** begin **

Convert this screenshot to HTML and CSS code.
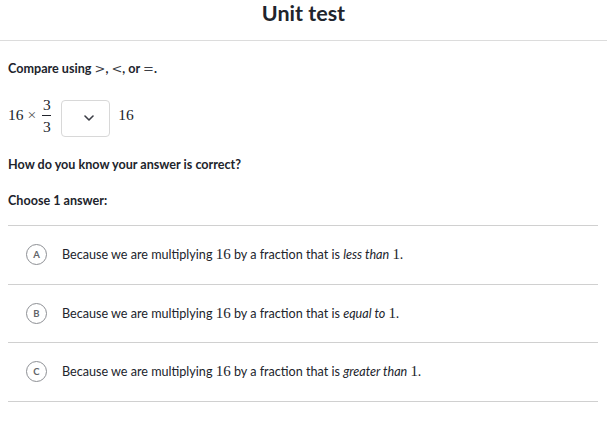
FILE: index.html
```html
<!DOCTYPE html>
<html>
<head>
<meta charset="utf-8">
<link rel="stylesheet" href="styles.css">
</head>
<body>
<header class="top"><h1 class="title">Unit test</h1></header>
<main class="content">
  <p class="prompt">Compare using <span class="m sym">&gt;</span>, <span class="m sym">&lt;</span>, or <span class="m sym">=</span>.</p>
  <div class="mathrow">
    <span class="m num">16</span>
    <span class="m times">×</span>
    <span class="frac"><span class="m">3</span><span class="bar"></span><span class="m">3</span></span>
    <div class="select">
      <svg width="10" height="6" viewBox="0 0 10 6"><path d="M1 1 L5 5 L9 1" fill="none" stroke="#3b3d45" stroke-width="1.6" stroke-linecap="round" stroke-linejoin="round"/></svg>
    </div>
    <span class="m num">16</span>
  </div>
  <p class="question">How do you know your answer is correct?</p>
  <p class="choose">Choose 1 answer:</p>
  <ul class="options">
    <li class="option"><span class="letter">A</span><span class="otext">Because we are multiplying <span class="m">16</span> by a fraction that is <em>less than</em> <span class="m">1</span>.</span></li>
    <li class="option"><span class="letter">B</span><span class="otext">Because we are multiplying <span class="m">16</span> by a fraction that is <em>equal to</em> <span class="m">1</span>.</span></li>
    <li class="option"><span class="letter">C</span><span class="otext">Because we are multiplying <span class="m">16</span> by a fraction that is <em>greater than</em> <span class="m">1</span>.</span></li>
  </ul>
</main>
</body>
</html>
```

FILE: styles.css
```css
* { box-sizing: border-box; }
body {
  margin: 0;
  font-family: Lato, "Open Sans", sans-serif;
  color: #21242c;
  background: #fff;
}
.top {
  height: 41px;
  border-bottom: 1px solid #dcdcdc;
  display: flex;
  justify-content: center;
  align-items: flex-start;
}
.title {
  margin: 0;
  font-size: 21.5px;
  line-height: 26px;
  font-weight: 700;
}
.content {
  padding: 0 9px 0 8px;
}
.m {
  font-family: "Liberation Serif", "DejaVu Serif", serif;
  font-size: 15.5px;
  font-weight: 400;
}
.prompt {
  margin: 19px 0 0;
  font-size: 12.6px;
  line-height: 18px;
  font-weight: 700;
}
.prompt .sym {
  font-family: "DejaVu Sans", sans-serif;
  font-size: 13px;
  font-weight: 400;
  color: #3b3d45;
}
.mathrow {
  margin-top: 14px;
  height: 46px;
  display: flex;
  align-items: center;
}
.times {
  margin: 0 5px 0 4px;
  color: #555;
}
.frac {
  display: inline-flex;
  flex-direction: column;
  align-items: center;
  line-height: 17px;
  padding: 0 1px;
}
.bar {
  width: 9px;
  height: 1px;
  background: #21242c;
  margin: 2px 0;
}
.select {
  width: 49px;
  height: 37px;
  margin: 6px 8px 0 9px;
  border: 1px solid #d8d8d8;
  border-radius: 4px;
  display: flex;
  align-items: center;
  justify-content: flex-end;
  padding-right: 15px;
}
.question {
  margin: 18px 0 0;
  font-size: 12.6px;
  line-height: 18px;
  font-weight: 700;
}
.choose {
  margin: 18px 0 0;
  font-size: 12.6px;
  line-height: 18px;
  font-weight: 700;
}
.options {
  list-style: none;
  margin: 15px 0 0;
  padding: 0;
  border-top: 1px solid #d0d0d0;
}
.option {
  height: 58.6px;
  border-bottom: 1px solid #d0d0d0;
  display: flex;
  align-items: center;
  padding-left: 18px;
}
.letter {
  width: 21px;
  height: 21px;
  border: 1px solid #8d8f94;
  border-radius: 50%;
  display: flex;
  align-items: center;
  justify-content: center;
  font-size: 9.5px;
  font-weight: 700;
  color: #626569;
  margin-right: 15px;
  flex-shrink: 0;
}
.otext {
  font-size: 12.6px;
  line-height: 18px;
}
.otext .m { font-size: 15px; }
.otext em { font-style: italic; }
```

** end **

→ What is asked
Repeat the full listing above exactly, with no pictures in the copy.

→ Task response
Convert this screenshot to HTML and CSS code.
FILE: index.html
```html
<!DOCTYPE html>
<html>
<head>
<meta charset="utf-8">
<link rel="stylesheet" href="styles.css">
</head>
<body>
<header class="top"><h1 class="title">Unit test</h1></header>
<main class="content">
  <p class="prompt">Compare using <span class="m sym">&gt;</span>, <span class="m sym">&lt;</span>, or <span class="m sym">=</span>.</p>
  <div class="mathrow">
    <span class="m num">16</span>
    <span class="m times">×</span>
    <span class="frac"><span class="m">3</span><span class="bar"></span><span class="m">3</span></span>
    <div class="select">
      <svg width="10" height="6" viewBox="0 0 10 6"><path d="M1 1 L5 5 L9 1" fill="none" stroke="#3b3d45" stroke-width="1.6" stroke-linecap="round" stroke-linejoin="round"/></svg>
    </div>
    <span class="m num">16</span>
  </div>
  <p class="question">How do you know your answer is correct?</p>
  <p class="choose">Choose 1 answer:</p>
  <ul class="options">
    <li class="option"><span class="letter">A</span><span class="otext">Because we are multiplying <span class="m">16</span> by a fraction that is <em>less than</em> <span class="m">1</span>.</span></li>
    <li class="option"><span class="letter">B</span><span class="otext">Because we are multiplying <span class="m">16</span> by a fraction that is <em>equal to</em> <span class="m">1</span>.</span></li>
    <li class="option"><span class="letter">C</span><span class="otext">Because we are multiplying <span class="m">16</span> by a fraction that is <em>greater than</em> <span class="m">1</span>.</span></li>
  </ul>
</main>
</body>
</html>
```

FILE: styles.css
```css
* { box-sizing: border-box; }
body {
  margin: 0;
  font-family: Lato, "Open Sans", sans-serif;
  color: #21242c;
  background: #fff;
}
.top {
  height: 41px;
  border-bottom: 1px solid #dcdcdc;
  display: flex;
  justify-content: center;
  align-items: flex-start;
}
.title {
  margin: 0;
  font-size: 21.5px;
  line-height: 26px;
  font-weight: 700;
}
.content {
  padding: 0 9px 0 8px;
}
.m {
  font-family: "Liberation Serif", "DejaVu Serif", serif;
  font-size: 15.5px;
  font-weight: 400;
}
.prompt {
  margin: 19px 0 0;
  font-size: 12.6px;
  line-height: 18px;
  font-weight: 700;
}
.prompt .sym {
  font-family: "DejaVu Sans", sans-serif;
  font-size: 13px;
  font-weight: 400;
  color: #3b3d45;
}
.mathrow {
  margin-top: 14px;
  height: 46px;
  display: flex;
  align-items: center;
}
.times {
  margin: 0 5px 0 4px;
  color: #555;
}
.frac {
  display: inline-flex;
  flex-direction: column;
  align-items: center;
  line-height: 17px;
  padding: 0 1px;
}
.bar {
  width: 9px;
  height: 1px;
  background: #21242c;
  margin: 2px 0;
}
.select {
  width: 49px;
  height: 37px;
  margin: 6px 8px 0 9px;
  border: 1px solid #d8d8d8;
  border-radius: 4px;
  display: flex;
  align-items: center;
  justify-content: flex-end;
  padding-right: 15px;
}
.question {
  margin: 18px 0 0;
  font-size: 12.6px;
  line-height: 18px;
  font-weight: 700;
}
.choose {
  margin: 18px 0 0;
  font-size: 12.6px;
  line-height: 18px;
  font-weight: 700;
}
.options {
  list-style: none;
  margin: 15px 0 0;
  padding: 0;
  border-top: 1px solid #d0d0d0;
}
.option {
  height: 58.6px;
  border-bottom: 1px solid #d0d0d0;
  display: flex;
  align-items: center;
  padding-left: 18px;
}
.letter {
  width: 21px;
  height: 21px;
  border: 1px solid #8d8f94;
  border-radius: 50%;
  display: flex;
  align-items: center;
  justify-content: center;
  font-size: 9.5px;
  font-weight: 700;
  color: #626569;
  margin-right: 15px;
  flex-shrink: 0;
}
.otext {
  font-size: 12.6px;
  line-height: 18px;
}
.otext .m { font-size: 15px; }
.otext em { font-style: italic; }
```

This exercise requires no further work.